Getting the most from your treatment

  • It is important that you keep your regular doctor's and clinic appointments. This is so your progress can be monitored. You are likely to need regular check-ups with an eye clinic and a foot clinic as well as with your doctor and diabetes clinic.
  • If you have been given advice by your doctor about changes to your diet, stopping smoking or taking regular exercise, it is important for you to follow the advice you have been given.
  • Check with your doctor before taking up any new physical exercise, as this will have an effect on your blood sugar levels and you may need to check your blood or urine levels more regularly.
  • If you drink alcohol, ask your doctor for advice. Your doctor may recommend you do not drink alcohol while you are on linagliptin because it may affect the control of your blood sugar.
  • If you are due to have an operation or dental treatment, you should tell the person carrying out the treatment that you have diabetes and are taking linagliptin.
  • If you get unusually thirsty, pass urine more frequently, and feel very tired then let your doctor know. These are signs that the doses of your antidiabetic medicines may need adjusting.
  • If you are a driver you should take special care, as your ability to concentrate may be affected if your diabetes is not well controlled. It is advisable to check your blood or urine glucose levels before you travel on long journeys.
  • Antidiabetic medicines can sometimes cause your blood sugar levels to drop too far, although this is unlikely to happen with linagliptin. Even so, make sure you know the signs of low blood sugar (this is also known as hypoglycaemia, or a 'hypo'). The first signs are: feeling shaky or anxious, sweating, looking pale, feeling hungry, having palpitations (a feeling that your heart is pounding), and feeling dizzy.
  • Treatment with linagliptin is usually long-term unless you experience an adverse effect. Continue to take the tablets unless you are advised otherwise.

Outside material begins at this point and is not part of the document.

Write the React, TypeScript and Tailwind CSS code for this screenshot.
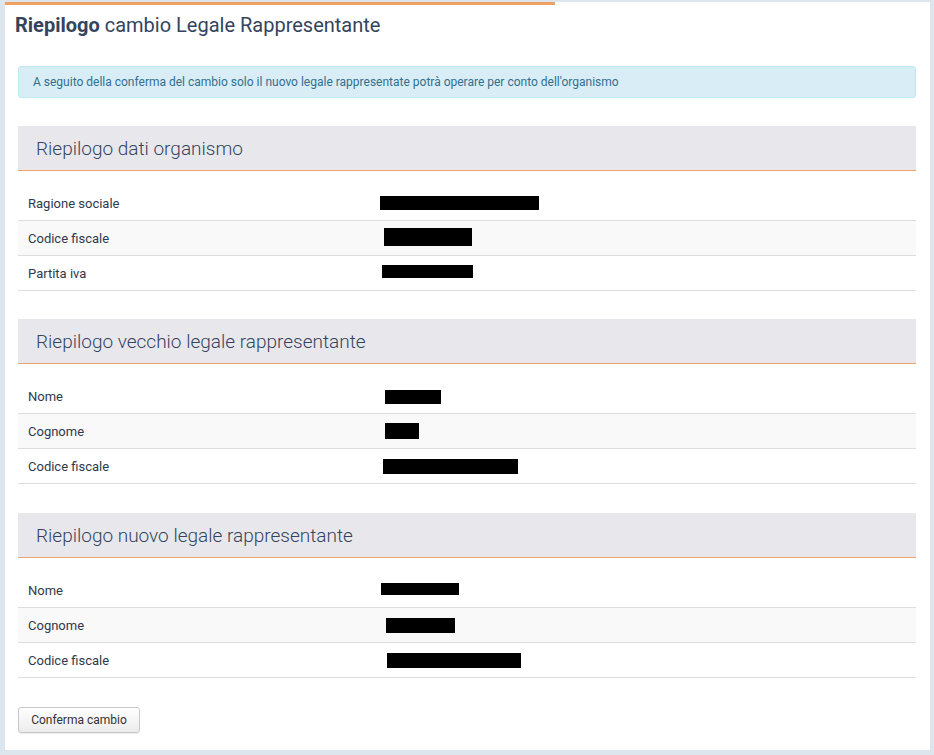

Can linagliptin cause problems?

Along with their useful effects, all medicines can cause unwanted side-effects although not everyone experiences them. These usually improve as your body adjusts to the new medicine, but speak with your doctor or pharmacist if any of the following side-effects continue or become troublesome.

Possible linagliptin side-effects - these affect less than 1 in 100 people who take this medicine
What can I do if I experience this?
Cough, nose and throat symptoms If any of these become troublesome, speak with your doctor

A few people taking linagliptin have developed persistent, severe abdominal pain. If this happens to you, let your doctor know about it straightaway, as it may be sign of a problem developing in your pancreas.

If you experience any other symptoms which you think may be due to this medicine, speak with your doctor or pharmacist.

How to store linagliptin tablets

  • Keep all medicines out of the reach and sight of children.
  • Store in a cool, dry place, away from direct heat and light.